Thank you for the wealth of response from my posting yesterday (and T.O.'s posting at her own site). I appreciate the insight that many provided in the comments section. I was afraid that things would get heated, but thankfully things were calm. Although, I feel that the debate has now moved to the similarities or differences between the Roman Catholic Church and the Anglican/Episcopalian Church.
My concerns are the differences between the less conventional, yet still mainstream, Protestant churches, like the Baptists, Pentecostals and so forth. I am also quite interested in the Biblically "conservative" churches, of which the two denominations I mentioned are a part. I'm not sure that I would include the United Church, or even recent movements within the Anglican Church as part of that group.

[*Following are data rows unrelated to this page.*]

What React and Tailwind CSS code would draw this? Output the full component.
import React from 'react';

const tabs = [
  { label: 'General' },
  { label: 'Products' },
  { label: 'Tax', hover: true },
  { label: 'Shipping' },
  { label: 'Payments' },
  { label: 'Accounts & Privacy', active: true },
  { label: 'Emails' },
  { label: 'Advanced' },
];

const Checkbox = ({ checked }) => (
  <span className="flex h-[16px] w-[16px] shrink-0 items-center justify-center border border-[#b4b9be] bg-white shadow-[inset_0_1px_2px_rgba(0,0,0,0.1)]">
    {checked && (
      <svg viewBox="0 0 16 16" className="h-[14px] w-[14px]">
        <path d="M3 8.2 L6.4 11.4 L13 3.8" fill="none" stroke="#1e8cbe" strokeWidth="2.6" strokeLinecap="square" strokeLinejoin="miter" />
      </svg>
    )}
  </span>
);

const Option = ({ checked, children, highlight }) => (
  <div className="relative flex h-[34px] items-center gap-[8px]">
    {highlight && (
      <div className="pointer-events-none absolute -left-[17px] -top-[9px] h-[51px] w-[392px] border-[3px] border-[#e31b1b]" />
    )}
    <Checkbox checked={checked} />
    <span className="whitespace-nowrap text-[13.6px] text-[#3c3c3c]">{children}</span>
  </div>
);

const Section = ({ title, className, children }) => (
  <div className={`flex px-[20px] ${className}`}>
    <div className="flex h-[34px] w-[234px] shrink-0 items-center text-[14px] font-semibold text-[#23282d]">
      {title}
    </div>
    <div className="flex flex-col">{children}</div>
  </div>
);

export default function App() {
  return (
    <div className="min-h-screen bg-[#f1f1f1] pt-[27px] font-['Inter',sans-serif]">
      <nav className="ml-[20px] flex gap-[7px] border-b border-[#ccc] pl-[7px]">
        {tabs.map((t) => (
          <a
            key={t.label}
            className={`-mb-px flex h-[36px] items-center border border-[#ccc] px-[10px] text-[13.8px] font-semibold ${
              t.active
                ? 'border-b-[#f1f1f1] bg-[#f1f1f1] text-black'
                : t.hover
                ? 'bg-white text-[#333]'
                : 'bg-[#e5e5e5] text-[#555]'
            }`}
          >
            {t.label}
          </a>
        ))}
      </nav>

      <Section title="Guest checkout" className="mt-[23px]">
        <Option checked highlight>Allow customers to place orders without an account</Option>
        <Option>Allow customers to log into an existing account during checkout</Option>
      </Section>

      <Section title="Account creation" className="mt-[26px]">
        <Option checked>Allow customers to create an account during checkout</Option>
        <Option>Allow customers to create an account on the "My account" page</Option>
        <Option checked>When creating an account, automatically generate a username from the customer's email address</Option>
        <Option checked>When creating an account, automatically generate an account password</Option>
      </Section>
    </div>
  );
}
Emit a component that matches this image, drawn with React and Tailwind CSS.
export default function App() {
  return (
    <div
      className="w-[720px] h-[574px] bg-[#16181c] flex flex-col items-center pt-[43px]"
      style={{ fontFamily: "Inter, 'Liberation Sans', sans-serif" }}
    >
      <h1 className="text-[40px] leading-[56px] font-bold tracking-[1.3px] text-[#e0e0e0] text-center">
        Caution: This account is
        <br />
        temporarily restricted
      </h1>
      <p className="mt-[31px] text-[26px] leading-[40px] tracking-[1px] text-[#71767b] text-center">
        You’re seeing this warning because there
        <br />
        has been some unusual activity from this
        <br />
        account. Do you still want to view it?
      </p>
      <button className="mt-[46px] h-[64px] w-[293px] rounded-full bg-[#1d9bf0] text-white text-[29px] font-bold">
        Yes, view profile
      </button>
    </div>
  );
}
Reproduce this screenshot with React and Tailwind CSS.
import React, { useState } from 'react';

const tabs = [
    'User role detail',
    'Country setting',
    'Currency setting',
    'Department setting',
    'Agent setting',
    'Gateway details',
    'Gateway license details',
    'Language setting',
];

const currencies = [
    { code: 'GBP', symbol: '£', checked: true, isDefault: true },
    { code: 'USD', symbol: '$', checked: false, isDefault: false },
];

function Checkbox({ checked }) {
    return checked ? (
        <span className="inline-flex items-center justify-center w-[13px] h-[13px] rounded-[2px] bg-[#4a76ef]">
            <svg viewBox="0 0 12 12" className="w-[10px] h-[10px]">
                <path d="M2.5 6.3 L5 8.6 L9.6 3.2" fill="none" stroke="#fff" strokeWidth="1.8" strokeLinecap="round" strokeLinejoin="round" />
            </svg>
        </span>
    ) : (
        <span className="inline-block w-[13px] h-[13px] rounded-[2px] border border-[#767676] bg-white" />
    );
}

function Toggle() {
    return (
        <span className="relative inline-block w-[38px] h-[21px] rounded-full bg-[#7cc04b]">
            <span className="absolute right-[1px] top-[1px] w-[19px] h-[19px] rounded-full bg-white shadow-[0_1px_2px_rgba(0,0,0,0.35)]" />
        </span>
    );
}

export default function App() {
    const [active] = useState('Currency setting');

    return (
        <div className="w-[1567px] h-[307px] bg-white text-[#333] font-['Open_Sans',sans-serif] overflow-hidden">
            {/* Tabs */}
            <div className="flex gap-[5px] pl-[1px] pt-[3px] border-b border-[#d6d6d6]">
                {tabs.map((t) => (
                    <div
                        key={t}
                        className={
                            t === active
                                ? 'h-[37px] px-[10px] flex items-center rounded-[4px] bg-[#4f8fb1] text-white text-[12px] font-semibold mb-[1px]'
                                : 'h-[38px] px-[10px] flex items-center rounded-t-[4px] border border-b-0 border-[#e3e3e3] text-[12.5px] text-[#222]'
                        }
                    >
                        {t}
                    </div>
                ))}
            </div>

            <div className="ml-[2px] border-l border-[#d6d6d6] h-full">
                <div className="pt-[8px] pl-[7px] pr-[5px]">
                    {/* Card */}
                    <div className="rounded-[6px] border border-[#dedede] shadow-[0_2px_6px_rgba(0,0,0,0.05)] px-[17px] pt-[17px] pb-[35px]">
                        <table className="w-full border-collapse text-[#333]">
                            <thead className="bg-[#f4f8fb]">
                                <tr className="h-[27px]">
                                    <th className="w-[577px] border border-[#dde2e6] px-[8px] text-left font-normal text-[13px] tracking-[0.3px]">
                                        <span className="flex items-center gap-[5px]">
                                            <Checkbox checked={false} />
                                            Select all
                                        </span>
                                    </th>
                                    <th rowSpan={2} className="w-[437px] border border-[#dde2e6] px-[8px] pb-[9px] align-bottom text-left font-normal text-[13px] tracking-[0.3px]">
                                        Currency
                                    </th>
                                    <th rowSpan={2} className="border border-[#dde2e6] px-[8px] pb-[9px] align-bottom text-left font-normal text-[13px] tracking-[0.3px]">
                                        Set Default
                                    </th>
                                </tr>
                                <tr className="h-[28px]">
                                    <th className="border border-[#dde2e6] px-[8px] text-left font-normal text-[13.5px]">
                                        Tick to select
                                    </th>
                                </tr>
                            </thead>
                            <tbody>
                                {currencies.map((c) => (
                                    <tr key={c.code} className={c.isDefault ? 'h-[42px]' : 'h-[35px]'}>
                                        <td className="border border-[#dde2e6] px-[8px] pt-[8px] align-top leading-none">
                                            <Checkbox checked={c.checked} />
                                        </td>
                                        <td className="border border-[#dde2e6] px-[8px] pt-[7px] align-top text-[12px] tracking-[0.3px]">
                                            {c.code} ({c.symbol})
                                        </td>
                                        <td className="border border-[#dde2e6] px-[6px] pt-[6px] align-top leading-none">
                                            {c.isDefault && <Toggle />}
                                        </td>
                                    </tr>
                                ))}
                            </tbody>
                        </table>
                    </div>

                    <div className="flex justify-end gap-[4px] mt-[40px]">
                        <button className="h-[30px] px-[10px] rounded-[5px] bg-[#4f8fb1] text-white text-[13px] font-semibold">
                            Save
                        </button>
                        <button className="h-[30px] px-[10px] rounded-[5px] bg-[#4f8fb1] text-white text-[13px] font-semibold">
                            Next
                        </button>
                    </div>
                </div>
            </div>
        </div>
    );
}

I think that this "conservative" group, which is not without its own problems (which I might talk about in another post), would have a lot of trouble with the Roman Catholic Church, not only because of theological differences (as was mentioned in yesterday's post) but also because of the role played by, not only a hierarchical system, but Tradition (with a big 'T').
Interestingly, the Pentecostal Church has some tradition, but because of its relative newness (100 years this year as a defined church, marking its beginning with the revivals at the Asuza Street Mission in California), we don't like to call it that. Nevertheless, they (we?) accept the Bible, although its construction happened a long time ago (before the Reformation). I guess you have to have a standard somewhere, and perhaps these Protestants feel that the assembly of the Bible was early enough to be "unscathed" by the "big-T" Tradition that ultimately caused the Reformation.
Maybe that's what they think. Again, my history might be suspect. Feel free to comment and correct me. Just don't be mean.
One more thing: recently, I have decided to be more involved in the Mass that I attend each week by kneeling during the consecration, something which I didn't do previously. In one community I was attending, we would stand during consecration due to the lack of kneelers, and I had no trouble with standing. Kneeling, I somehow have (or had) trouble with. So I would just sit. Now I've decided to kneel. I feel that perhaps I can kneel as a sign, not necessarily as an acknowledgement of the priest's actions, but rather out of worship and respect for Christ and his sacrifice. I take that time, while the priest speaks and recites Jesus' words, to pray and thank God for sending his Son, and for the shed blood of Christ which is my salvation.
So, in a sense, I am being open to the presence of Christ.